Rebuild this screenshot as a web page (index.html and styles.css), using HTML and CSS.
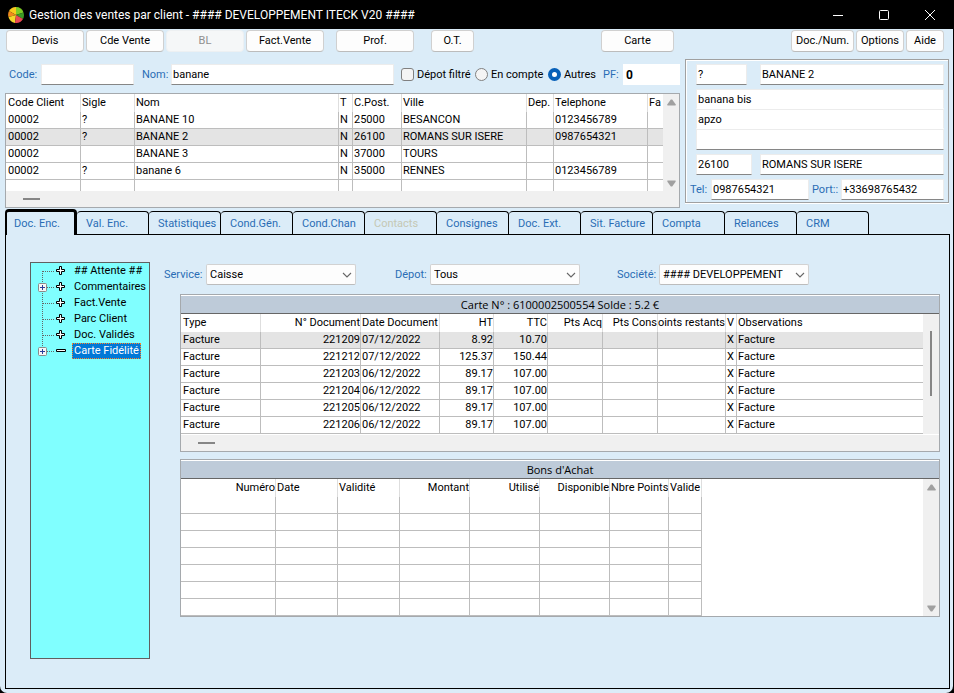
FILE: index.html
```html
<!DOCTYPE html>
<html lang="fr">
<head>
<meta charset="utf-8">
<title>Gestion des ventes par client</title>
<link rel="stylesheet" href="styles.css">
</head>
<body>
<svg class="defs" width="0" height="0" aria-hidden="true">
  <symbol id="chevron" viewBox="0 0 10 6"><path d="M1 1l4 4 4-4" fill="none" stroke="#666" stroke-width="1.1"/></symbol>
  <symbol id="arrow-up" viewBox="0 0 9 7"><path d="M3.8.6h1.4l3.4 4.6v1.2H.4V5.200z" fill="#a0a0a0"/></symbol>
  <symbol id="arrow-down" viewBox="0 0 9 7"><path d="M3.800 6.400h1.400L8.600 1.800V.6H.4v1.200z" fill="#a0a0a0"/></symbol>
  <symbol id="plus" viewBox="0 0 38 16"><path d="M28.500 3.500h2v3h3v2h-3v3h-2v-3h-3v-2h3z" fill="#fff" stroke="#000"/></symbol>
  <symbol id="minus" viewBox="0 0 38 16"><path d="M25.500 6.500h9v2h-9z" fill="#fff" stroke="#000"/></symbol>
  <symbol id="branch" viewBox="0 0 38 16"><path d="M12 8.500h11" stroke="#666" stroke-dasharray="1 1"/></symbol>
  <symbol id="down" viewBox="0 0 38 16"><path d="M11.500 8v8" stroke="#666" stroke-dasharray="1 1"/></symbol>
  <symbol id="up" viewBox="0 0 38 16"><path d="M11.500 0v8" stroke="#666" stroke-dasharray="1 1"/></symbol>
  <symbol id="box" viewBox="0 0 38 16"><rect x="7.500" y="4.500" width="8" height="8" rx="1" fill="#f6f6f6" stroke="#8a8a8a"/><path d="M9 8.500h5M11.500 6v5" stroke="#2a3f9a"/></symbol>
</svg>
<div class="window">
  <header class="titlebar">
    <svg class="logo" viewBox="0 0 16 16" aria-hidden="true">
      <path d="M8 8V0A8 8 0 0 0 1 4z" fill="#f7c81e"/><path d="M8 8L1 4a8 8 0 0 0-.5 6z" fill="#f08a1c"/>
      <path d="M8 8L.5 10A8 8 0 0 0 7 15.900z" fill="#f3d52a"/><path d="M8 8V0a8 8 0 0 1 7.500 5.500z" fill="#7ccb25"/>
      <path d="M8 8l7.500-2.500A8 8 0 0 1 15 12z" fill="#3c9a24"/><path d="M8 8l7 4a8 8 0 0 1-8 3.900z" fill="#ea4a54"/>
    </svg>
    <h1>Gestion des ventes par client - #### DEVELOPPEMENT ITECK V20 ####</h1>
    <div class="win-buttons">
      <button type="button" aria-label="Réduire"><svg viewBox="0 0 12 12"><path d="M1 6.500h10" stroke="#fff"/></svg></button>
      <button type="button" aria-label="Agrandir"><svg viewBox="0 0 12 12"><rect x="1.500" y="1.500" width="9" height="9" rx="1" fill="none" stroke="#fff"/></svg></button>
      <button type="button" aria-label="Fermer"><svg viewBox="0 0 12 12"><path d="M1 1l10 10M11 1L1 11" stroke="#fff"/></svg></button>
    </div>
  </header>
  <div class="client">
    <nav class="toolbar">
      <button type="button">Devis</button>
      <button type="button">Cde Vente</button>
      <button type="button" disabled>BL</button>
      <button type="button">Fact.Vente</button>
      <button type="button" class="prof">Prof.</button>
      <button type="button" class="ot">O.T.</button>
      <button type="button" class="carte">Carte</button>
      <button type="button" class="docnum">Doc./Num.</button>
      <button type="button" class="options">Options</button>
      <button type="button" class="aide">Aide</button>
    </nav>

    <div class="upper">
      <section class="search">
        <form class="filters">
          <label for="code" class="l-code">Code:</label><input id="code" class="code" type="text">
          <label for="nom" class="l-nom">Nom:</label><input id="nom" class="grow" type="text" value="banane">
          <label class="choice first"><input type="checkbox">Dépot filtré</label>
          <label class="choice second"><input type="radio" name="mode">En compte</label>
          <label class="choice third"><input type="radio" name="mode" checked>Autres</label>
          <label for="pf" class="l-pf">PF:</label><input id="pf" class="pf" type="text" value="0">
        </form>
        <div class="grid">
          <div class="body">
            <table class="clients">
              <colgroup><col class="w75"><col class="w54"><col><col class="w14"><col class="w49"><col class="w125"><col class="w27"><col class="w94"><col class="w15"></colgroup>
              <thead><tr><th>Code Client</th><th>Sigle</th><th>Nom</th><th>T</th><th>C.Post.</th><th>Ville</th><th>Dep.</th><th>Telephone</th><th>Fa</th></tr></thead>
              <tbody>
                <tr><td>00002</td><td>?</td><td>BANANE 10</td><td>N</td><td>25000</td><td>BESANCON</td><td></td><td>0123456789</td><td></td></tr>
                <tr class="sel"><td>00002</td><td>?</td><td>BANANE 2</td><td>N</td><td>26100</td><td>ROMANS SUR ISERE</td><td></td><td>0987654321</td><td></td></tr>
                <tr><td>00002</td><td></td><td>BANANE 3</td><td>N</td><td>37000</td><td>TOURS</td><td></td><td></td><td></td></tr>
                <tr><td>00002</td><td>?</td><td>banane 6</td><td>N</td><td>35000</td><td>RENNES</td><td></td><td>0123456789</td><td></td></tr>
                <tr class="cut"><td></td><td></td><td></td><td></td><td></td><td></td><td></td><td></td><td></td></tr>
              </tbody>
            </table>
            <div class="vbar"><svg><use href="#arrow-up"/></svg><svg><use href="#arrow-down"/></svg></div>
          </div>
          <div class="hbar"><i></i></div>
        </div>
      </section>

      <section class="card">
        <div class="line"><input class="sigle" type="text" value="?" aria-label="Sigle"><input class="grow" type="text" value="BANANE 2" aria-label="Nom du client"></div>
        <div class="address">
          <input type="text" value="banana bis" aria-label="Adresse 1">
          <input type="text" value="apzo" aria-label="Adresse 2">
          <input type="text" aria-label="Adresse 3">
        </div>
        <div class="line"><input class="cp" type="text" value="26100" aria-label="Code postal"><input class="grow" type="text" value="ROMANS SUR ISERE" aria-label="Ville"></div>
        <div class="phones">
          <label for="tel">Tel:</label><input id="tel" class="tel" type="text" value="0987654321">
          <label for="port" class="l-port">Port::</label><input id="port" class="grow" type="text" value="+33698765432">
        </div>
      </section>
    </div>

    <div class="tabs" role="tablist">
      <button type="button" role="tab" aria-selected="true">Doc. Enc.</button>
      <button type="button" role="tab">Val. Enc.</button>
      <button type="button" role="tab">Statistiques</button>
      <button type="button" role="tab">Cond.Gén.</button>
      <button type="button" role="tab">Cond.Chan</button>
      <button type="button" role="tab" disabled>Contacts</button>
      <button type="button" role="tab">Consignes</button>
      <button type="button" role="tab">Doc. Ext.</button>
      <button type="button" role="tab">Sit. Facture</button>
      <button type="button" role="tab">Compta</button>
      <button type="button" role="tab">Relances</button>
      <button type="button" role="tab">CRM</button>
    </div>

    <main class="panel">
      <ul class="tree">
        <li><svg><use href="#down"/><use href="#branch"/><use href="#plus"/></svg><span>## Attente ##</span></li>
        <li><svg><use href="#up"/><use href="#down"/><use href="#branch"/><use href="#box"/><use href="#plus"/></svg><span>Commentaires</span></li>
        <li><svg><use href="#up"/><use href="#down"/><use href="#branch"/><use href="#plus"/></svg><span>Fact.Vente</span></li>
        <li><svg><use href="#up"/><use href="#down"/><use href="#branch"/><use href="#plus"/></svg><span>Parc Client</span></li>
        <li><svg><use href="#up"/><use href="#down"/><use href="#branch"/><use href="#plus"/></svg><span>Doc. Validés</span></li>
        <li class="current"><svg><use href="#up"/><use href="#branch"/><use href="#box"/><use href="#minus"/></svg><span>Carte Fidélité</span></li>
      </ul>

      <div class="content">
        <form class="selects">
          <label for="service" class="l-service">Service:</label>
          <span class="select"><select id="service"><option>Caisse</option></select><svg><use href="#chevron"/></svg></span>
          <label for="depot" class="l-depot">Dépot:</label>
          <span class="select"><select id="depot"><option>Tous</option></select><svg><use href="#chevron"/></svg></span>
          <label for="societe" class="l-societe">Société:</label>
          <span class="select"><select id="societe"><option>#### DEVELOPPEMENT</option></select><svg><use href="#chevron"/></svg></span>
        </form>

        <section class="grid titled">
          <h2>Carte N° : 6100002500554 Solde : 5.2 €</h2>
          <div class="body">
            <table class="documents">
              <colgroup><col class="w80"><col class="w100"><col class="w79"><col class="w54"><col class="w54"><col class="w55"><col class="w55"><col class="w68"><col class="w11"><col></colgroup>
              <thead><tr><th>Type</th><th class="r">N° Document</th><th>Date Document</th><th class="r">HT</th><th class="r">TTC</th><th class="r">Pts Acq</th><th class="r">Pts Cons</th><th class="r"><span>Points restants</span></th><th>V</th><th>Observations</th></tr></thead>
              <tbody>
                <tr class="sel"><td>Facture</td><td class="r">221209</td><td>07/12/2022</td><td class="r">8.92</td><td class="r">10.70</td><td></td><td></td><td></td><td>X</td><td>Facture</td></tr>
                <tr><td>Facture</td><td class="r">221212</td><td>07/12/2022</td><td class="r">125.37</td><td class="r">150.44</td><td></td><td></td><td></td><td>X</td><td>Facture</td></tr>
                <tr><td>Facture</td><td class="r">221203</td><td>06/12/2022</td><td class="r">89.17</td><td class="r">107.00</td><td></td><td></td><td></td><td>X</td><td>Facture</td></tr>
                <tr><td>Facture</td><td class="r">221204</td><td>06/12/2022</td><td class="r">89.17</td><td class="r">107.00</td><td></td><td></td><td></td><td>X</td><td>Facture</td></tr>
                <tr><td>Facture</td><td class="r">221205</td><td>06/12/2022</td><td class="r">89.17</td><td class="r">107.00</td><td></td><td></td><td></td><td>X</td><td>Facture</td></tr>
                <tr><td>Facture</td><td class="r">221206</td><td>06/12/2022</td><td class="r">89.17</td><td class="r">107.00</td><td></td><td></td><td></td><td>X</td><td>Facture</td></tr>
              </tbody>
            </table>
            <div class="vbar thumb"><i></i></div>
          </div>
          <div class="hbar"><i></i></div>
        </section>

        <section class="grid titled">
          <h2>Bons d'Achat</h2>
          <div class="body">
            <table class="vouchers">
              <colgroup><col class="w95"><col class="w62"><col class="w62"><col class="w70"><col class="w70"><col class="w70"><col class="w59"><col class="w33"></colgroup>
              <thead><tr><th class="r">Numéro</th><th>Date</th><th>Validité</th><th class="r">Montant</th><th class="r">Utilisé</th><th class="r">Disponible</th><th>Nbre Points</th><th>Valide</th></tr></thead>
              <tbody>
                <tr><td></td><td></td><td></td><td></td><td></td><td></td><td></td><td></td></tr>
                <tr><td></td><td></td><td></td><td></td><td></td><td></td><td></td><td></td></tr>
                <tr><td></td><td></td><td></td><td></td><td></td><td></td><td></td><td></td></tr>
                <tr><td></td><td></td><td></td><td></td><td></td><td></td><td></td><td></td></tr>
                <tr><td></td><td></td><td></td><td></td><td></td><td></td><td></td><td></td></tr>
                <tr><td></td><td></td><td></td><td></td><td></td><td></td><td></td><td></td></tr>
                <tr><td></td><td></td><td></td><td></td><td></td><td></td><td></td><td></td></tr>
              </tbody>
            </table>
            <div class="vbar"><svg><use href="#arrow-up"/></svg><svg><use href="#arrow-down"/></svg></div>
          </div>
        </section>
      </div>
    </main>
  </div>
</div>
</body>
</html>
```
FILE: styles.css
```css
* { box-sizing: border-box; }

body {
  margin: 0;
  background: #000;
  color: #000;
  font: 11px/16px Roboto, "Liberation Sans", sans-serif;
}

button, input, select { font: inherit; color: inherit; margin: 0; }
.defs { position: absolute; }

.window { min-height: 100vh; display: flex; flex-direction: column; }

/* Title bar */
.titlebar { height: 29px; display: flex; align-items: center; padding: 0 1px 0 8px; color: #fff; }
.logo { width: 16px; height: 16px; margin-right: 5px; }
.titlebar h1 { flex: 1; margin: 0; font: 12px/16px Roboto, "Liberation Sans", sans-serif; white-space: nowrap; overflow: hidden; }
.win-buttons { display: flex; }
.win-buttons button { width: 46px; height: 28px; padding: 0; border: 0; background: none; display: flex; align-items: center; justify-content: center; }
.win-buttons svg { width: 12px; height: 12px; }

.client {
  flex: 1;
  display: flex;
  flex-direction: column;
  margin-right: 1px;
  padding: 1px 3px 4px 5px;
  background: #dbecf8;
  border-radius: 0 0 7px 7px;
}

/* Toolbar */
.toolbar { display: flex; gap: 2px; padding: 0 6px 0 1px; }
.toolbar button {
  width: 78px;
  height: 22px;
  padding: 0;
  border: 1px solid #d0d0d0;
  border-bottom-color: #bcbcbc;
  border-radius: 4px;
  background: #fdfdfd;
}
.toolbar button:disabled { color: #8f8f8f; background: #f5f7f8; border-color: #edf0f2; }
.toolbar .prof { margin-left: 10px; }
.toolbar .ot { width: 43px; margin-left: 15px; }
.toolbar .carte { width: 73px; margin-left: auto; }
.toolbar .docnum { width: 63px; margin-left: 115px; }
.toolbar .options { width: 48px; }
.toolbar .aide { width: 38px; }

/* Text fields */
label { color: #2a6cb5; white-space: nowrap; }
input[type="text"] {
  height: 21px;
  min-width: 0;
  padding: 0 1px;
  border: 1px solid #ececec;
  border-bottom-color: #868686;
  border-radius: 0;
  background: #fff;
}
.grow { flex: 1; }

.upper { display: flex; gap: 5px; padding: 7px 1px 1px 0; }
.search { flex: 1; min-width: 0; padding-top: 5px; }

.filters { display: flex; align-items: center; margin-bottom: 8px; }
.l-code { width: 36px; padding-left: 4px; }
.code { width: 93px; }
.l-nom { width: 37px; padding-left: 8px; }
.choice { display: flex; align-items: center; gap: 3px; color: #000; }
.first { width: 74px; margin-left: 7px; }
.second { width: 73px; }
.third { width: 55px; }
.l-pf { width: 20px; }
.filters input.pf { width: 57px; padding: 0 2px; border-color: #fff; font-weight: bold; font-size: 12px; }

input[type="checkbox"], input[type="radio"] {
  appearance: none;
  flex: none;
  width: 13px;
  height: 13px;
  border: 1px solid #808080;
  border-radius: 3px;
  background: #f4f4f4;
}
input[type="radio"] { border-radius: 50%; }
input[type="radio"]:checked { border: 4px solid #0860b8; background: #fff; }

/* Client card */
.card {
  width: 264px;
  padding: 4px 4px 2px;
  border: 1px solid #a0a0a0;
  box-shadow: inset 1px 1px #fff, 0 1px #fff;
  margin-bottom: 5px;
}
.line { display: flex; gap: 8px; padding-left: 6px; }
.line .sigle { width: 51px; margin-right: 5px; }
.line .cp { width: 56px; }
.address { display: flex; flex-direction: column; margin: 4px 0 4px 6px; }
.address input[type="text"] { height: 20px; border-bottom-color: #fff; }
.address input[type="text"]:last-child { height: 21px; border-bottom-color: #868686; }
.phones { display: flex; align-items: center; margin-top: 4px; }
.phones label { width: 21px; }
.phones .tel { width: 98px; }
.phones .l-port { width: 32px; padding-left: 3px; }

/* Data grids */
.grid { border: 1px solid #a5a9ad; background: #fff; }
.body { display: flex; }
table { border-collapse: separate; border-spacing: 0; table-layout: fixed; }
.clients, .documents { flex: 1; width: 100%; min-width: 0; }
.vouchers { width: 521px; margin-right: auto; }
th, td { height: 17px; padding: 0 1px; line-height: 16px; text-align: left; white-space: nowrap; overflow: hidden; }
th:first-child, td:first-child { padding-left: 2px; }
th { height: 18px; font-weight: normal; border-right: 1px solid #dedede; }
td { border-right: 1px solid #bdbdbd; border-bottom: 1px solid #bdbdbd; }
.clients tr > :last-child, .documents tr > :last-child { border-right: 0; }
.sel td { background: #e4e4e4; }
.cut td { height: 11px; border-bottom: 0; }
.r { text-align: right; padding: 0; }
.r span { display: flex; justify-content: flex-end; overflow: hidden; }

.w11 { width: 11px; }
.w14 { width: 14px; }
.w15 { width: 15px; }
.w27 { width: 27px; }
.w33 { width: 33px; }
.w49 { width: 49px; }
.w54 { width: 54px; }
.w55 { width: 55px; }
.w59 { width: 59px; }
.w62 { width: 62px; }
.w68 { width: 68px; }
.w70 { width: 70px; }
.w75 { width: 75px; }
.w79 { width: 79px; }
.w80 { width: 80px; }
.w94 { width: 94px; }
.w95 { width: 95px; }
.w100 { width: 100px; }
.w125 { width: 125px; }

.vbar { flex: none; width: 16px; padding: 5px 0 4px; display: flex; flex-direction: column; justify-content: space-between; align-items: center; background: #f0f0f0; }
.vbar svg { width: 9px; height: 7px; }
.vbar.thumb { padding-top: 17px; }
.vbar i { width: 2px; height: 65px; background: #868686; }
.hbar { height: 16px; padding: 7px 0 0 17px; background: #f0f0f0; }
.hbar i { display: block; width: 17px; height: 2px; background: #868686; }

.titled { padding-top: 1px; }
.titled h2 {
  height: 18px;
  margin: 0;
  border-bottom: 1px solid #666;
  background: #becbd9;
  font: 11px/17px "Open Sans", "Noto Sans", sans-serif;
  text-align: center;
}
.titled .hbar { margin-top: 1px; }

/* Tabs */
.tabs { display: flex; align-items: flex-end; height: 25px; }
.tabs button {
  flex: 0 1 72px;
  height: 23px;
  padding: 1px 0 0 9px;
  border: solid #000;
  border-width: 1px 1px 0 0;
  border-radius: 4px 4px 0 0;
  background: none;
  color: #2a6cb5;
  text-align: left;
  white-space: nowrap;
}
.tabs button:disabled { color: #c5c8b4; }
.tabs [aria-selected="true"] {
  height: 26px;
  margin-bottom: -1px;
  padding: 1px 0 0 7px;
  border-width: 3px 3px 0 2px;
  background: #dbecf8;
  z-index: 1;
}

.panel { flex: 1; display: flex; gap: 30px; padding: 27px 9px 29px 24px; border: 1px solid #000; }

/* Tree */
.tree { flex: none; width: 120px; margin: 0; padding: 0; list-style: none; border: 1px solid #606060; background: #80ffff; }
.tree li { display: flex; height: 16px; }
.tree svg { width: 38px; height: 16px; margin-right: 3px; }
.tree span { padding: 0 2px; white-space: nowrap; }
.tree .current span { background: #0078d7; color: #fff; outline: 1px dotted #ff8728; outline-offset: -1px; }

/* Detail */
.content { flex: 1; min-width: 0; padding-top: 2px; display: flex; flex-direction: column; gap: 7px; }
.selects { display: flex; align-items: center; margin: 0 0 2px -16px; }
.select { flex: 0 1 150px; position: relative; }
.select select {
  display: block;
  appearance: none;
  width: 100%;
  height: 21px;
  padding: 0 18px 0 3px;
  border: 1px solid #d2d2d2;
  border-bottom-color: #bcbcbc;
  border-radius: 2px;
  background: #fdfdfd;
}
.select svg { position: absolute; right: 4px; top: 8px; width: 10px; height: 6px; pointer-events: none; }
.l-service { width: 42px; }
.l-depot { width: 74px; padding-left: 39px; }
.l-societe { width: 79px; padding-left: 37px; }
```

——————

Pick each line holding the word "styles" out of the data and copy it.

Rebuild this screenshot as a web page (index.html and styles.css), using HTML and CSS.
<link rel="stylesheet" href="styles.css">
FILE: styles.css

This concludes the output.